Front-end source files
##########

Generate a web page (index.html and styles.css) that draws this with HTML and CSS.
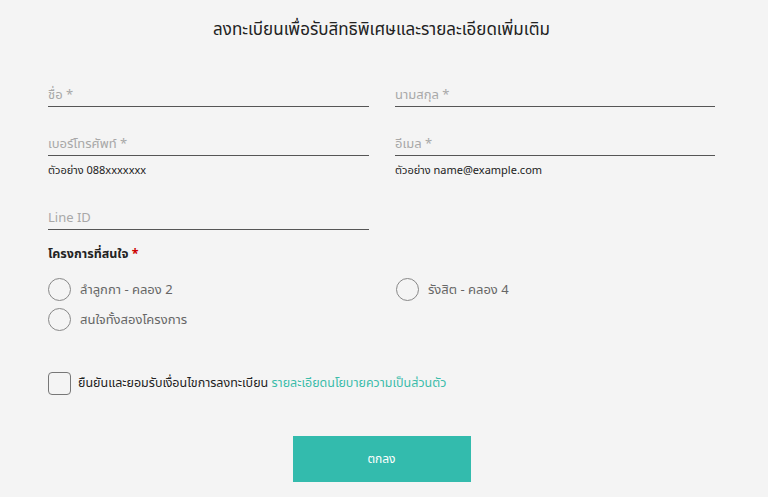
FILE: index.html
```html
<!DOCTYPE html>
<html lang="th">
  <head>
    <meta charset="UTF-8" />
    <meta name="viewport" content="width=device-width, initial-scale=1.0" />
    <title>ลงทะเบียน</title>
    <link rel="stylesheet" href="styles.css">
  </head>
  <body>
    <form class="register">
      <h2 class="register-title">ลงทะเบียนเพื่อรับสิทธิพิเศษและรายละเอียดเพิ่มเติม</h2>

      <div class="fields">
        <div class="field">
          <input type="text" placeholder="ชื่อ *" />
        </div>
        <div class="field">
          <input type="text" placeholder="นามสกุล *" />
        </div>
        <div class="field">
          <input type="tel" placeholder="เบอร์โทรศัพท์ *" />
          <p class="hint">ตัวอย่าง 088xxxxxxx</p>
        </div>
        <div class="field">
          <input type="email" placeholder="อีเมล *" />
          <p class="hint">ตัวอย่าง name@example.com</p>
        </div>
        <div class="field">
          <input type="text" placeholder="Line ID" />
        </div>
      </div>

      <h3 class="group-title">โครงการที่สนใจ <span class="req">*</span></h3>
      <div class="options">
        <label class="option"><span class="circle"></span>ลำลูกกา - คลอง 2</label>
        <label class="option"><span class="circle"></span>รังสิต - คลอง 4</label>
        <label class="option"><span class="circle"></span>สนใจทั้งสองโครงการ</label>
      </div>

      <label class="consent">
        <span class="box"></span>
        <span>ยืนยันและยอมรับเงื่อนไขการลงทะเบียน <a href="#">รายละเอียดนโยบายความเป็นส่วนตัว</a></span>
      </label>

      <div class="actions">
        <button type="button">ตกลง</button>
      </div>
    </form>
  </body>
</html>
```

FILE: styles.css
```css
html,
body {
  margin: 0;
  padding: 0;
  background: #f4f4f4;
  font-family: "Noto Sans", "Noto Sans Thai", sans-serif;
  color: #222;
}
.register {
  width: 667px;
  margin: 0 0 0 48px;
  padding-top: 16px;
}
.register-title {
  margin: 0 0 41px;
  text-align: center;
  font-size: 17px;
  font-weight: 400;
  color: #222;
  line-height: 26px;
}
.fields {
  display: grid;
  grid-template-columns: 321px 320px;
  column-gap: 26px;
}
.field {
  height: 49px;
}
.field:nth-child(3),
.field:nth-child(4) {
  height: 74px;
}
.field input {
  display: block;
  width: 100%;
  box-sizing: border-box;
  border: 0;
  border-bottom: 1px solid #555;
  background: transparent;
  padding: 0 0 2px;
  height: 24px;
  font-family: inherit;
  font-size: 13px;
  color: #222;
  outline: none;
}
.field input::placeholder {
  color: #a8a8a8;
}
.hint {
  margin: 6px 0 0;
  font-size: 11px;
  color: #222;
}
.group-title {
  margin: -11px 0 0;
  font-size: 12.5px;
  font-weight: 700;
  line-height: 20px;
}
.req {
  color: #c00;
}
.options {
  display: grid;
  grid-template-columns: 348px 1fr;
  row-gap: 7px;
  margin-top: 14px;
}
.option {
  display: flex;
  align-items: center;
  gap: 9px;
  font-size: 13px;
  color: #666;
}
.circle {
  width: 21px;
  height: 21px;
  border: 1px solid #888;
  border-radius: 50%;
}
.consent {
  display: flex;
  align-items: center;
  gap: 7px;
  margin-top: 41px;
  font-size: 12.5px;
  color: #222;
}
.box {
  width: 21px;
  height: 21px;
  border: 1px solid #777;
  border-radius: 4px;
}
.consent a {
  color: #3bbcaa;
  text-decoration: none;
}
.actions {
  display: flex;
  justify-content: center;
  margin-top: 41px;
}
.actions button {
  width: 178px;
  height: 46px;
  border: 0;
  background: #33bbad;
  color: #fff;
  font-family: inherit;
  font-size: 12px;
  cursor: pointer;
}
```
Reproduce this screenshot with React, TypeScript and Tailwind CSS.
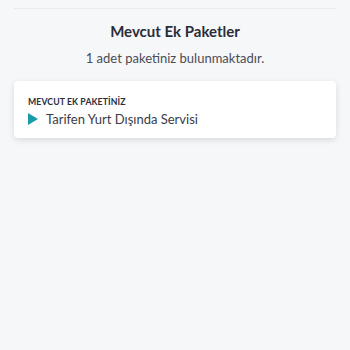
export default function App() {
  return (
    <div className="min-h-[350px] w-[350px] bg-[#f6f7f9] px-[14px] font-['Lato','Noto_Sans',sans-serif]">
      <div className="pt-2">
        <div className="h-px bg-[#e9ebef]" />
      </div>
      <h1 className="mt-[11px] text-center text-[15px] font-bold leading-[22px] text-[#2b2d3a]">
        Mevcut Ek Paketler
      </h1>
      <p className="mt-[6px] text-center text-[13px] leading-[20px] text-[#4a4c57]">
        1 adet paketiniz bulunmaktadır.
      </p>
      <div className="mt-[13px] rounded-[4px] bg-white px-[14px] pb-[9px] pt-[14px] shadow-[0_2px_6px_rgba(0,0,0,0.12)]">
        <div className="text-[8.7px] font-bold uppercase leading-[14px] tracking-[0.1px] text-[#2b2d3a]">
          MEVCUT EK PAKETİNİZ
        </div>
        <div className="flex items-center gap-[8px]">
          <svg width="10" height="12" viewBox="0 0 10 12">
            <path d="M0 0 L10 6 L0 12 Z" fill="#1a9ba8" />
          </svg>
          <span className="text-[13px] leading-[20px] text-[#3a3c47]">
            Tarifen Yurt Dışında Servisi
          </span>
        </div>
      </div>
    </div>
  );
}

##########

| Required task |
Pictures in the data above should not be copied; transcribe everything else exactly.

| Reply to the exercise |
Generate a web page (index.html and styles.css) that draws this with HTML and CSS.
FILE: index.html
```html
<!DOCTYPE html>
<html lang="th">
  <head>
    <meta charset="UTF-8" />
    <meta name="viewport" content="width=device-width, initial-scale=1.0" />
    <title>ลงทะเบียน</title>
    <link rel="stylesheet" href="styles.css">
  </head>
  <body>
    <form class="register">
      <h2 class="register-title">ลงทะเบียนเพื่อรับสิทธิพิเศษและรายละเอียดเพิ่มเติม</h2>

      <div class="fields">
        <div class="field">
          <input type="text" placeholder="ชื่อ *" />
        </div>
        <div class="field">
          <input type="text" placeholder="นามสกุล *" />
        </div>
        <div class="field">
          <input type="tel" placeholder="เบอร์โทรศัพท์ *" />
          <p class="hint">ตัวอย่าง 088xxxxxxx</p>
        </div>
        <div class="field">
          <input type="email" placeholder="อีเมล *" />
          <p class="hint">ตัวอย่าง name@example.com</p>
        </div>
        <div class="field">
          <input type="text" placeholder="Line ID" />
        </div>
      </div>

      <h3 class="group-title">โครงการที่สนใจ <span class="req">*</span></h3>
      <div class="options">
        <label class="option"><span class="circle"></span>ลำลูกกา - คลอง 2</label>
        <label class="option"><span class="circle"></span>รังสิต - คลอง 4</label>
        <label class="option"><span class="circle"></span>สนใจทั้งสองโครงการ</label>
      </div>

      <label class="consent">
        <span class="box"></span>
        <span>ยืนยันและยอมรับเงื่อนไขการลงทะเบียน <a href="#">รายละเอียดนโยบายความเป็นส่วนตัว</a></span>
      </label>

      <div class="actions">
        <button type="button">ตกลง</button>
      </div>
    </form>
  </body>
</html>
```

FILE: styles.css
```css
html,
body {
  margin: 0;
  padding: 0;
  background: #f4f4f4;
  font-family: "Noto Sans", "Noto Sans Thai", sans-serif;
  color: #222;
}
.register {
  width: 667px;
  margin: 0 0 0 48px;
  padding-top: 16px;
}
.register-title {
  margin: 0 0 41px;
  text-align: center;
  font-size: 17px;
  font-weight: 400;
  color: #222;
  line-height: 26px;
}
.fields {
  display: grid;
  grid-template-columns: 321px 320px;
  column-gap: 26px;
}
.field {
  height: 49px;
}
.field:nth-child(3),
.field:nth-child(4) {
  height: 74px;
}
.field input {
  display: block;
  width: 100%;
  box-sizing: border-box;
  border: 0;
  border-bottom: 1px solid #555;
  background: transparent;
  padding: 0 0 2px;
  height: 24px;
  font-family: inherit;
  font-size: 13px;
  color: #222;
  outline: none;
}
.field input::placeholder {
  color: #a8a8a8;
}
.hint {
  margin: 6px 0 0;
  font-size: 11px;
  color: #222;
}
.group-title {
  margin: -11px 0 0;
  font-size: 12.5px;
  font-weight: 700;
  line-height: 20px;
}
.req {
  color: #c00;
}
.options {
  display: grid;
  grid-template-columns: 348px 1fr;
  row-gap: 7px;
  margin-top: 14px;
}
.option {
  display: flex;
  align-items: center;
  gap: 9px;
  font-size: 13px;
  color: #666;
}
.circle {
  width: 21px;
  height: 21px;
  border: 1px solid #888;
  border-radius: 50%;
}
.consent {
  display: flex;
  align-items: center;
  gap: 7px;
  margin-top: 41px;
  font-size: 12.5px;
  color: #222;
}
.box {
  width: 21px;
  height: 21px;
  border: 1px solid #777;
  border-radius: 4px;
}
.consent a {
  color: #3bbcaa;
  text-decoration: none;
}
.actions {
  display: flex;
  justify-content: center;
  margin-top: 41px;
}
.actions button {
  width: 178px;
  height: 46px;
  border: 0;
  background: #33bbad;
  color: #fff;
  font-family: inherit;
  font-size: 12px;
  cursor: pointer;
}
```
Reproduce this screenshot with React, TypeScript and Tailwind CSS.
export default function App() {
  return (
    <div className="min-h-[350px] w-[350px] bg-[#f6f7f9] px-[14px] font-['Lato','Noto_Sans',sans-serif]">
      <div className="pt-2">
        <div className="h-px bg-[#e9ebef]" />
      </div>
      <h1 className="mt-[11px] text-center text-[15px] font-bold leading-[22px] text-[#2b2d3a]">
        Mevcut Ek Paketler
      </h1>
      <p className="mt-[6px] text-center text-[13px] leading-[20px] text-[#4a4c57]">
        1 adet paketiniz bulunmaktadır.
      </p>
      <div className="mt-[13px] rounded-[4px] bg-white px-[14px] pb-[9px] pt-[14px] shadow-[0_2px_6px_rgba(0,0,0,0.12)]">
        <div className="text-[8.7px] font-bold uppercase leading-[14px] tracking-[0.1px] text-[#2b2d3a]">
          MEVCUT EK PAKETİNİZ
        </div>
        <div className="flex items-center gap-[8px]">
          <svg width="10" height="12" viewBox="0 0 10 12">
            <path d="M0 0 L10 6 L0 12 Z" fill="#1a9ba8" />
          </svg>
          <span className="text-[13px] leading-[20px] text-[#3a3c47]">
            Tarifen Yurt Dışında Servisi
          </span>
        </div>
      </div>
    </div>
  );
}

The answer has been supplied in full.